------ Material provided ------

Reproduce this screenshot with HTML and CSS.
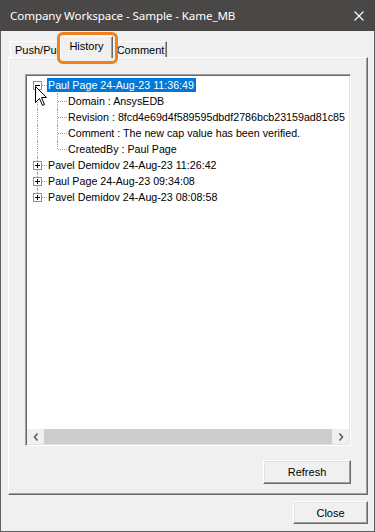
FILE: index.html
```html
<!DOCTYPE html>
<html>
<head>
<meta charset="utf-8">
<link rel="stylesheet" href="styles.css">
</head>
<body>
<div class="window">
  <div class="titlebar">
    <span class="title">Company Workspace - Sample - Kame_MB</span>
    <svg class="close-x" width="10" height="10" viewBox="0 0 10 10"><path d="M0.5 0.5 L9.5 9.5 M9.5 0.5 L0.5 9.5" stroke="#fff" stroke-width="1.1" fill="none"/></svg>
  </div>
  <div class="content">
    <div class="tabs">
      <div class="tab tab-push">Push/Pull</div>
      <div class="tab tab-history active">History<span class="ring"></span></div>
      <div class="tab tab-comment">Comment</div>
    </div>
    <div class="panel">
      <div class="tree">
        <div class="rows">
          <div class="row">
            <span class="cell vb h"><span class="exp minus"></span></span>
            <span class="label selected">Paul Page 24-Aug-23 11:36:49</span>
          </div>
          <div class="row">
            <span class="cell v"></span><span class="cell v h"></span>
            <span class="label">Domain : AnsysEDB</span>
          </div>
          <div class="row">
            <span class="cell v"></span><span class="cell v h"></span>
            <span class="label">Revision : 8fcd4e69d4f589595dbdf2786bcb23159ad81c85</span>
          </div>
          <div class="row">
            <span class="cell v"></span><span class="cell v h"></span>
            <span class="label">Comment : The new cap value has been verified.</span>
          </div>
          <div class="row">
            <span class="cell v"></span><span class="cell vt h"></span>
            <span class="label">CreatedBy : Paul Page</span>
          </div>
          <div class="row">
            <span class="cell v h"><span class="exp plus"></span></span>
            <span class="label">Pavel Demidov 24-Aug-23 11:26:42</span>
          </div>
          <div class="row">
            <span class="cell v h"><span class="exp plus"></span></span>
            <span class="label">Paul Page 24-Aug-23 09:34:08</span>
          </div>
          <div class="row">
            <span class="cell vt h"><span class="exp plus"></span></span>
            <span class="label">Pavel Demidov 24-Aug-23 08:08:58</span>
          </div>
        </div>
        <div class="hscroll">
          <span class="sb-btn"><svg width="6" height="8" viewBox="0 0 6 8"><path d="M4.5 0.5 L1.5 4 L4.5 7.5" stroke="#606060" stroke-width="1.6" fill="none"/></svg></span>
          <span class="sb-track"><span class="sb-thumb"></span></span>
          <span class="sb-btn"><svg width="6" height="8" viewBox="0 0 6 8"><path d="M1.5 0.5 L4.5 4 L1.5 7.5" stroke="#606060" stroke-width="1.6" fill="none"/></svg></span>
        </div>
      </div>
      <div class="panel-actions">
        <button class="btn btn-refresh">Refresh</button>
      </div>
    </div>
    <div class="dialog-actions">
      <button class="btn btn-close">Close</button>
    </div>
  </div>
  <svg class="cursor" width="13" height="21" viewBox="0 0 13 21"><path d="M0.5 0.5 L0.5 16.5 L4.5 12.5 L7.5 19.5 L9.5 18.5 L6.5 11.5 L11.5 11.5 Z" fill="#fff" stroke="#000" stroke-width="1" stroke-linejoin="miter"/></svg>
</div>
</body>
</html>
```
FILE: styles.css
```css
* { box-sizing: border-box; }
html, body { margin: 0; padding: 0; background: #f0f0f0; }
body { font-family: "Liberation Sans", Arial, sans-serif; font-size: 11px; color: #000; }

.window {
  position: relative;
  width: 375px;
  height: 532px;
  background: #f0f0f0;
  border: 1px solid #5f5f5f;
  border-top: none;
  display: flex;
  flex-direction: column;
}

.titlebar {
  height: 31px;
  flex: none;
  margin: 0 -1px;
  background: #4a4846;
  display: flex;
  align-items: center;
  justify-content: space-between;
  padding: 0 11px 0 10px;
}
.title {
  color: #fff;
  font-family: "Noto Sans", "Open Sans", sans-serif;
  font-size: 11.6px;
  letter-spacing: -0.1px;
}
.close-x { display: block; }

.content {
  padding: 0 6px 0 7px;
  display: flex;
  flex-direction: column;
}

.tabs {
  height: 26px;
  padding: 5px 0 0 2px;
  display: flex;
  align-items: flex-end;
}
.tab {
  height: 16px;
  border: 1px solid #fff;
  border-bottom: none;
  border-right-color: #696969;
  box-shadow: inset -1px 0 0 #a0a0a0;
  display: flex;
  align-items: center;
  justify-content: center;
  background: #f0f0f0;
  padding-top: 1px;
}
.tab-push { width: 52px; justify-content: flex-start; padding-left: 4px; overflow: hidden; white-space: nowrap; }
.tab-history {
  width: 53px;
  height: 22px;
  margin: 0 -2px -1px -2px;
  position: relative;
  z-index: 2;
  padding-top: 0;
  padding-bottom: 3px;
}
.tab-comment { width: 56px; padding-left: 3px; }
.ring {
  position: absolute;
  left: -4px;
  top: -5px;
  width: 61px;
  height: 32px;
  border: 3px solid #f07f1d;
  border-radius: 6px;
}

.panel {
  height: 438px;
  border: 1px solid;
  border-color: #fff #696969 #696969 #fff;
  box-shadow: inset -1px -1px 0 #a0a0a0;
  padding: 16px 16px 10px 16px;
  display: flex;
  flex-direction: column;
}

.tree {
  height: 372px;
  background: #fff;
  border: 1px solid;
  border-color: #a0a0a0 #fff #fff #a0a0a0;
  box-shadow: inset 1px 1px 0 #696969, inset -1px -1px 0 #e3e3e3;
  display: flex;
  flex-direction: column;
  overflow: hidden;
  font-size: 10.7px;
}
.rows {
  flex: 1;
  padding: 2px 0 0 1px;
  overflow: hidden;
}
.row {
  height: 16px;
  display: flex;
  align-items: center;
  white-space: nowrap;
}
.cell {
  position: relative;
  flex: none;
  width: 20px;
  height: 16px;
}
.cell.v::before, .cell.vt::before, .cell.vb::before {
  content: "";
  position: absolute;
  left: 10px;
  top: 0;
  bottom: 0;
  border-left: 1px dotted #a0a0a0;
}
.cell.vt::before { bottom: 8px; }
.cell.vb::before { top: 8px; }
.cell.h::after {
  content: "";
  position: absolute;
  left: 11px;
  right: 0;
  top: 8px;
  border-top: 1px dotted #a0a0a0;
}
.exp {
  position: absolute;
  left: 6px;
  top: 4px;
  width: 9px;
  height: 9px;
  border: 1px solid #919191;
  background: #fff;
  z-index: 1;
}
.exp::before {
  content: "";
  position: absolute;
  left: 1px;
  top: 3px;
  width: 5px;
  height: 1px;
  background: #000;
}
.exp.plus::after {
  content: "";
  position: absolute;
  left: 3px;
  top: 1px;
  width: 1px;
  height: 5px;
  background: #000;
}
.label {
  padding: 0 1px;
  height: 14px;
  line-height: 14px;
}
.label.selected { background: #0078d7; color: #fff; padding-right: 2px; }

.hscroll {
  flex: none;
  height: 15px;
  margin: 0 1px 1px 1px;
  display: flex;
  background: #f0f0f0;
}
.sb-btn {
  width: 17px;
  flex: none;
  display: flex;
  align-items: center;
  justify-content: center;
}
.sb-track { flex: 1; display: flex; }
.sb-thumb { flex: 1; background: #cdcdcd; }

.panel-actions {
  margin-top: 14px;
  display: flex;
  justify-content: flex-end;
}
.btn {
  font-family: "Liberation Sans", Arial, sans-serif;
  font-size: 11px;
  color: #000;
  background: #f0f0f0;
  border: 1px solid;
  border-color: #fff #696969 #696969 #fff;
  box-shadow: inset -1px -1px 0 #a0a0a0, inset 1px 1px 0 #e3e3e3;
  padding: 0;
  margin: 0;
}
.btn-refresh { width: 88px; height: 24px; }
.dialog-actions {
  margin-top: 6px;
  display: flex;
  justify-content: flex-end;
}
.btn-close { width: 75px; height: 23px; }

.cursor {
  position: absolute;
  left: 34px;
  top: 86px;
  z-index: 5;
}
```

------

**Exercise directions:** Retype the whole listing, keeping every line identical and omitting all pictures.

**Exercise answer:**
Reproduce this screenshot with HTML and CSS.
FILE: index.html
```html
<!DOCTYPE html>
<html>
<head>
<meta charset="utf-8">
<link rel="stylesheet" href="styles.css">
</head>
<body>
<div class="window">
  <div class="titlebar">
    <span class="title">Company Workspace - Sample - Kame_MB</span>
    <svg class="close-x" width="10" height="10" viewBox="0 0 10 10"><path d="M0.5 0.5 L9.5 9.5 M9.5 0.5 L0.5 9.5" stroke="#fff" stroke-width="1.1" fill="none"/></svg>
  </div>
  <div class="content">
    <div class="tabs">
      <div class="tab tab-push">Push/Pull</div>
      <div class="tab tab-history active">History<span class="ring"></span></div>
      <div class="tab tab-comment">Comment</div>
    </div>
    <div class="panel">
      <div class="tree">
        <div class="rows">
          <div class="row">
            <span class="cell vb h"><span class="exp minus"></span></span>
            <span class="label selected">Paul Page 24-Aug-23 11:36:49</span>
          </div>
          <div class="row">
            <span class="cell v"></span><span class="cell v h"></span>
            <span class="label">Domain : AnsysEDB</span>
          </div>
          <div class="row">
            <span class="cell v"></span><span class="cell v h"></span>
            <span class="label">Revision : 8fcd4e69d4f589595dbdf2786bcb23159ad81c85</span>
          </div>
          <div class="row">
            <span class="cell v"></span><span class="cell v h"></span>
            <span class="label">Comment : The new cap value has been verified.</span>
          </div>
          <div class="row">
            <span class="cell v"></span><span class="cell vt h"></span>
            <span class="label">CreatedBy : Paul Page</span>
          </div>
          <div class="row">
            <span class="cell v h"><span class="exp plus"></span></span>
            <span class="label">Pavel Demidov 24-Aug-23 11:26:42</span>
          </div>
          <div class="row">
            <span class="cell v h"><span class="exp plus"></span></span>
            <span class="label">Paul Page 24-Aug-23 09:34:08</span>
          </div>
          <div class="row">
            <span class="cell vt h"><span class="exp plus"></span></span>
            <span class="label">Pavel Demidov 24-Aug-23 08:08:58</span>
          </div>
        </div>
        <div class="hscroll">
          <span class="sb-btn"><svg width="6" height="8" viewBox="0 0 6 8"><path d="M4.5 0.5 L1.5 4 L4.5 7.5" stroke="#606060" stroke-width="1.6" fill="none"/></svg></span>
          <span class="sb-track"><span class="sb-thumb"></span></span>
          <span class="sb-btn"><svg width="6" height="8" viewBox="0 0 6 8"><path d="M1.5 0.5 L4.5 4 L1.5 7.5" stroke="#606060" stroke-width="1.6" fill="none"/></svg></span>
        </div>
      </div>
      <div class="panel-actions">
        <button class="btn btn-refresh">Refresh</button>
      </div>
    </div>
    <div class="dialog-actions">
      <button class="btn btn-close">Close</button>
    </div>
  </div>
  <svg class="cursor" width="13" height="21" viewBox="0 0 13 21"><path d="M0.5 0.5 L0.5 16.5 L4.5 12.5 L7.5 19.5 L9.5 18.5 L6.5 11.5 L11.5 11.5 Z" fill="#fff" stroke="#000" stroke-width="1" stroke-linejoin="miter"/></svg>
</div>
</body>
</html>
```
FILE: styles.css
```css
* { box-sizing: border-box; }
html, body { margin: 0; padding: 0; background: #f0f0f0; }
body { font-family: "Liberation Sans", Arial, sans-serif; font-size: 11px; color: #000; }

.window {
  position: relative;
  width: 375px;
  height: 532px;
  background: #f0f0f0;
  border: 1px solid #5f5f5f;
  border-top: none;
  display: flex;
  flex-direction: column;
}

.titlebar {
  height: 31px;
  flex: none;
  margin: 0 -1px;
  background: #4a4846;
  display: flex;
  align-items: center;
  justify-content: space-between;
  padding: 0 11px 0 10px;
}
.title {
  color: #fff;
  font-family: "Noto Sans", "Open Sans", sans-serif;
  font-size: 11.6px;
  letter-spacing: -0.1px;
}
.close-x { display: block; }

.content {
  padding: 0 6px 0 7px;
  display: flex;
  flex-direction: column;
}

.tabs {
  height: 26px;
  padding: 5px 0 0 2px;
  display: flex;
  align-items: flex-end;
}
.tab {
  height: 16px;
  border: 1px solid #fff;
  border-bottom: none;
  border-right-color: #696969;
  box-shadow: inset -1px 0 0 #a0a0a0;
  display: flex;
  align-items: center;
  justify-content: center;
  background: #f0f0f0;
  padding-top: 1px;
}
.tab-push { width: 52px; justify-content: flex-start; padding-left: 4px; overflow: hidden; white-space: nowrap; }
.tab-history {
  width: 53px;
  height: 22px;
  margin: 0 -2px -1px -2px;
  position: relative;
  z-index: 2;
  padding-top: 0;
  padding-bottom: 3px;
}
.tab-comment { width: 56px; padding-left: 3px; }
.ring {
  position: absolute;
  left: -4px;
  top: -5px;
  width: 61px;
  height: 32px;
  border: 3px solid #f07f1d;
  border-radius: 6px;
}

.panel {
  height: 438px;
  border: 1px solid;
  border-color: #fff #696969 #696969 #fff;
  box-shadow: inset -1px -1px 0 #a0a0a0;
  padding: 16px 16px 10px 16px;
  display: flex;
  flex-direction: column;
}

.tree {
  height: 372px;
  background: #fff;
  border: 1px solid;
  border-color: #a0a0a0 #fff #fff #a0a0a0;
  box-shadow: inset 1px 1px 0 #696969, inset -1px -1px 0 #e3e3e3;
  display: flex;
  flex-direction: column;
  overflow: hidden;
  font-size: 10.7px;
}
.rows {
  flex: 1;
  padding: 2px 0 0 1px;
  overflow: hidden;
}
.row {
  height: 16px;
  display: flex;
  align-items: center;
  white-space: nowrap;
}
.cell {
  position: relative;
  flex: none;
  width: 20px;
  height: 16px;
}
.cell.v::before, .cell.vt::before, .cell.vb::before {
  content: "";
  position: absolute;
  left: 10px;
  top: 0;
  bottom: 0;
  border-left: 1px dotted #a0a0a0;
}
.cell.vt::before { bottom: 8px; }
.cell.vb::before { top: 8px; }
.cell.h::after {
  content: "";
  position: absolute;
  left: 11px;
  right: 0;
  top: 8px;
  border-top: 1px dotted #a0a0a0;
}
.exp {
  position: absolute;
  left: 6px;
  top: 4px;
  width: 9px;
  height: 9px;
  border: 1px solid #919191;
  background: #fff;
  z-index: 1;
}
.exp::before {
  content: "";
  position: absolute;
  left: 1px;
  top: 3px;
  width: 5px;
  height: 1px;
  background: #000;
}
.exp.plus::after {
  content: "";
  position: absolute;
  left: 3px;
  top: 1px;
  width: 1px;
  height: 5px;
  background: #000;
}
.label {
  padding: 0 1px;
  height: 14px;
  line-height: 14px;
}
.label.selected { background: #0078d7; color: #fff; padding-right: 2px; }

.hscroll {
  flex: none;
  height: 15px;
  margin: 0 1px 1px 1px;
  display: flex;
  background: #f0f0f0;
}
.sb-btn {
  width: 17px;
  flex: none;
  display: flex;
  align-items: center;
  justify-content: center;
}
.sb-track { flex: 1; display: flex; }
.sb-thumb { flex: 1; background: #cdcdcd; }

.panel-actions {
  margin-top: 14px;
  display: flex;
  justify-content: flex-end;
}
.btn {
  font-family: "Liberation Sans", Arial, sans-serif;
  font-size: 11px;
  color: #000;
  background: #f0f0f0;
  border: 1px solid;
  border-color: #fff #696969 #696969 #fff;
  box-shadow: inset -1px -1px 0 #a0a0a0, inset 1px 1px 0 #e3e3e3;
  padding: 0;
  margin: 0;
}
.btn-refresh { width: 88px; height: 24px; }
.dialog-actions {
  margin-top: 6px;
  display: flex;
  justify-content: flex-end;
}
.btn-close { width: 75px; height: 23px; }

.cursor {
  position: absolute;
  left: 34px;
  top: 86px;
  z-index: 5;
}
```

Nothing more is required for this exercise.